Jamie-Lynn Sigler: Pure and True
The tale is as old as Hollywood itself: Girl grows up with dreams of becoming a star, emerges into adulthood as a beauty, then becomes an overnight sensation. But for Jamie-Lynn Sigler, that's just the beginning of the story.
"When I was in the middle of 'The Sopranos,' maybe fifth or sixth season," the 31-year-old actress recently remembered of her breakthrough role, "[show creator David Chase] came down and he was like, 'What are you doing?' And I was like, I don't know. I was terrified, scared … a show I'd been doing for like five years, and I don't know what I'm doing all of a sudden!"
At a time when most actors would be coasting, Sigler instead found herself re-evaluating her character, confused about the nature of the role. Then, the show's triple-Emmy-winning leading man gave her some advice.
"Jim [Gandolfini] pulled me aside and he was like, 'Look, it's OK. Everyone has an acting coach; I have an acting coach I work with every day on this … I just want you to let go of all this fear,'" she revealed. "He gave me his acting coach; I worked with her for a couple weeks. And she was like, 'You need to relax again, don't let things get in your head.'"
"And that," she explained, "Is when I learned to just get out of my own way."
Which led to another career-defining decision: After "The Sopranos" left television amidst massive fanfare in 2007, Sigler uprooted her entire life. "I moved out here to L.A. when 'Sopranos' was done," the Long Island native explained. "I didn't have a job to go back to … I wanted a clean slate. I sold my apartment in New York, every piece of furniture, every dish, every fork, knife, sheet and towel. I literally just had my clothes."

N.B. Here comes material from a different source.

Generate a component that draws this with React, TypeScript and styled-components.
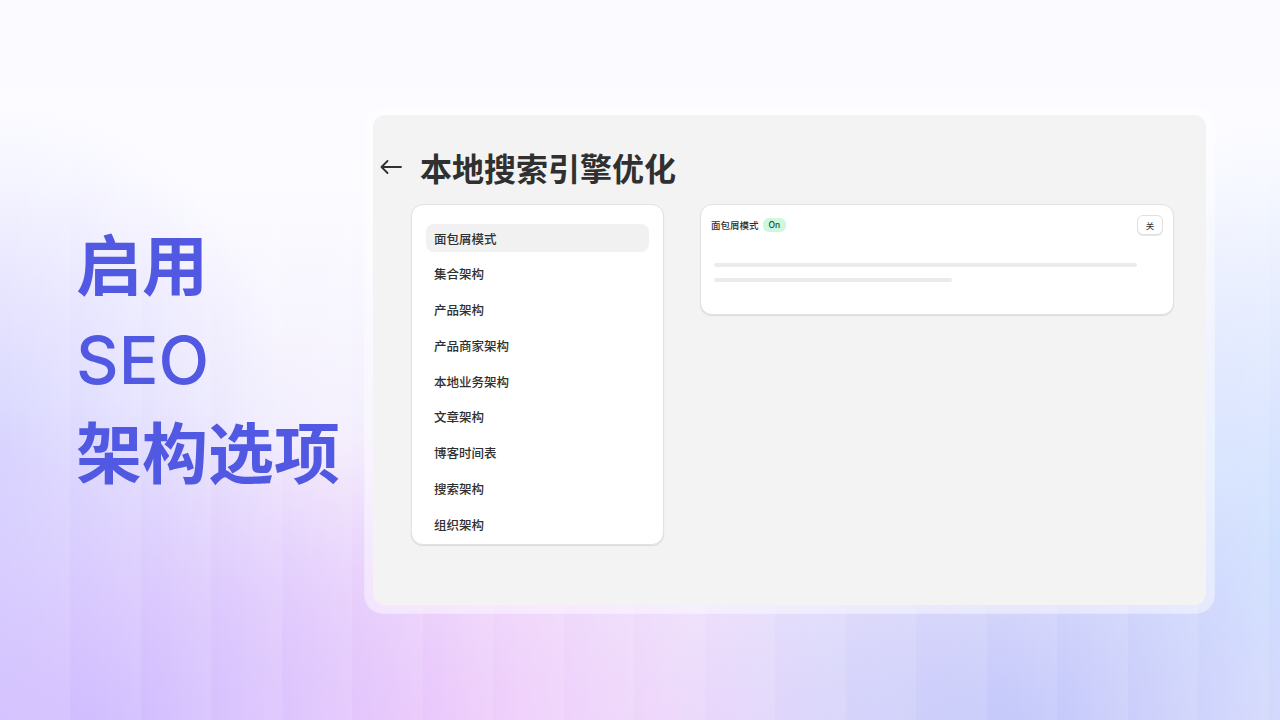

In the years since, Sigler has had her ups and downs — and learned that the key to finding fulfillment as an actor is twofold. "I'm trying to have fun, I'm trying to challenge myself," she explained of the balance. "I never want to feel comfortable. But I always want to laugh on every set. No matter the subject matter, I think it's important to let loose."
"We always did that on 'Sopranos,'" she recalled of the drama regarded by many to be the finest to ever air on broadcast television. "It was such a light set; you would never think so."
What advice would Sigler give to a young actor?
"Remember why you wanted to do this in the first place. Remember that moment, that first thing you ever did that made you fall in love with acting, and hold on to that. Because whatever that moment was, it was pure and true."